To be fair, I did get quite a bit out of how you can tell if a man is abusive in three dates. Basically, he lacks empathy, personal responsibility and self control. I should write more about that, but what I've got down makes a better/funnier copy.
Yeah. So then my phone rang and I just had to take the call outside and missed the rest of the meeting ...
6 comments:
Who needs three signs of an abusive man? I have one - and you can tell in the first date, not by the third. He doesn't have a pet. :)
I was very intrigued by your enrichment night. Not particularly with the details, but certainly by the topic. While all us stupid married folk are learning how to cook and craft, you gals get to learn how to flirt. What, a married woman doesn't need to know how to flirt? :)

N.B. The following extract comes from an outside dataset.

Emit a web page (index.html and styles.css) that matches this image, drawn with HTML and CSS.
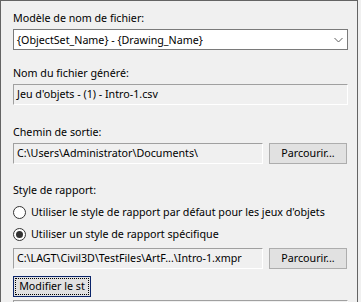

I'm going to have to try those techniques with my husband and see if they work. Now, it was "yank your hair out and scream" and "speedily tap your foot on the ground like thumper" and such, right? I think I've got it. Thanks for the handy tips!!!
That's too funny. Was this lady for real? Don't flick your hair?
Would I kid you about things like this? Sadly, it's all true.
I've been practicing biting my lip.
Another thought is that the men should've been there with the women. That way they won't be as clueless when we're flirting with them.
This is too good. I was always lousy at "subtle hints."